Rot: Kann das verrotten? Kann man das kompostieren? Diese Frage hilft oft beim Einkauf!

Ein bewusstes, nachhaltig(er)es Leben

Bevor sie diesen nachhaltigen Lifestyle für sich entdeckte, hatte Verena einen typischen Haushalt: Viele Klamotten, viel Krimskrams. „Es war dieser Klassiker – der Schrank war eigentlich voll, aber ich hatte das Gefühl, ich habe überhaupt nichts zum Anziehen“, erinnert sie sich. Doch je intensiver sie sich mit Zero Waste beschäftigte, desto kritischer dachte sie über die Sachen in ihrem Haus nach. Ihre Erkenntnis: Es haben sich so viele Dinge angesammelt, um die sie sich kümmern muss, für die sie Platz braucht, die aber eigentlich nicht benutzt werden. „Ich hatte Sachen auf Vorrat gekauft, die ich eigentlich gar nicht kaufen muss und die man irgendwann auch einfach vergisst“, erinnert sie sich. Das habe sie sehr reduziert. Wenn sie heute etwas kauft, denkt sie bewusster darüber nach, welchen Einfluss ihre Entscheidungen auf andere hat, sei es in ihrem direkten Umfeld oder im weiteren Sinne. Seit ihrer Reise nach Indien hat sich also viel in ihrem Leben verändert. „Ich habe das Gefühl, dass ich genau an diesen Punkt sein soll in meinem Leben. Zero Waste hat da auf jeden Fall einen ganz großen Einfluss“, sagt sie. Es helfe ihr dabei, bewusster zu leben.
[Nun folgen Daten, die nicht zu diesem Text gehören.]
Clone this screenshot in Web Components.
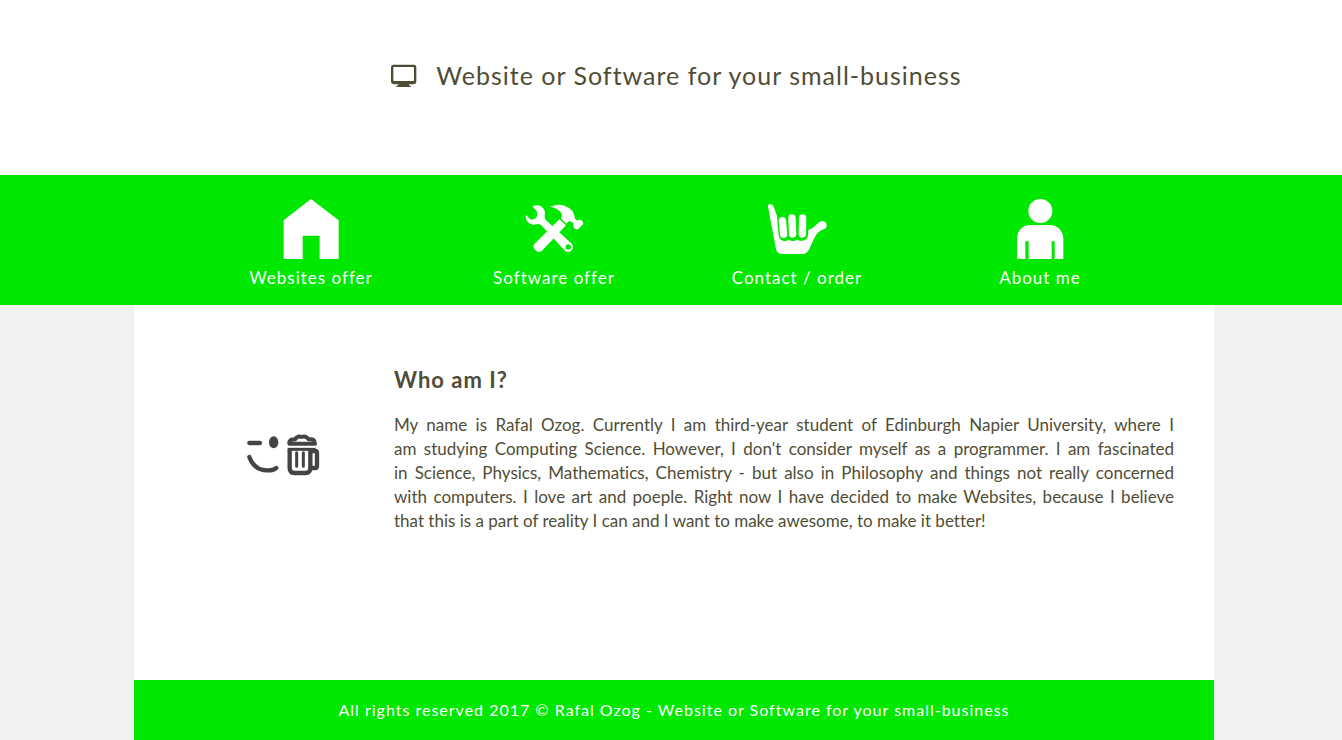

Die Zukunft von Zero Waste

Am Anfang hatte Verena kaum Kontakte zu Gleichgesinnten, aber mittlerweile gibt es mehr Leute, die sich damit beschäftigen. Die Anzahl der Unverpackt-Läden wächst und auf YouTube gibt es viele Menschen, die diesen Lifestyle leben und darüber berichten. Auch Verena geht die Sache ernst an. 2020 erschien ihr Buch „Zero Waste – So geht‘s“ in Neuauflage. Sie organisiert regelmäßig Veranstaltungen und hält Workshops zum Thema Müllvermeidung. „Das Interesse ist gestiegen, teilweise auch in den Schulen. Da war ich mega überrascht“, sagt sie.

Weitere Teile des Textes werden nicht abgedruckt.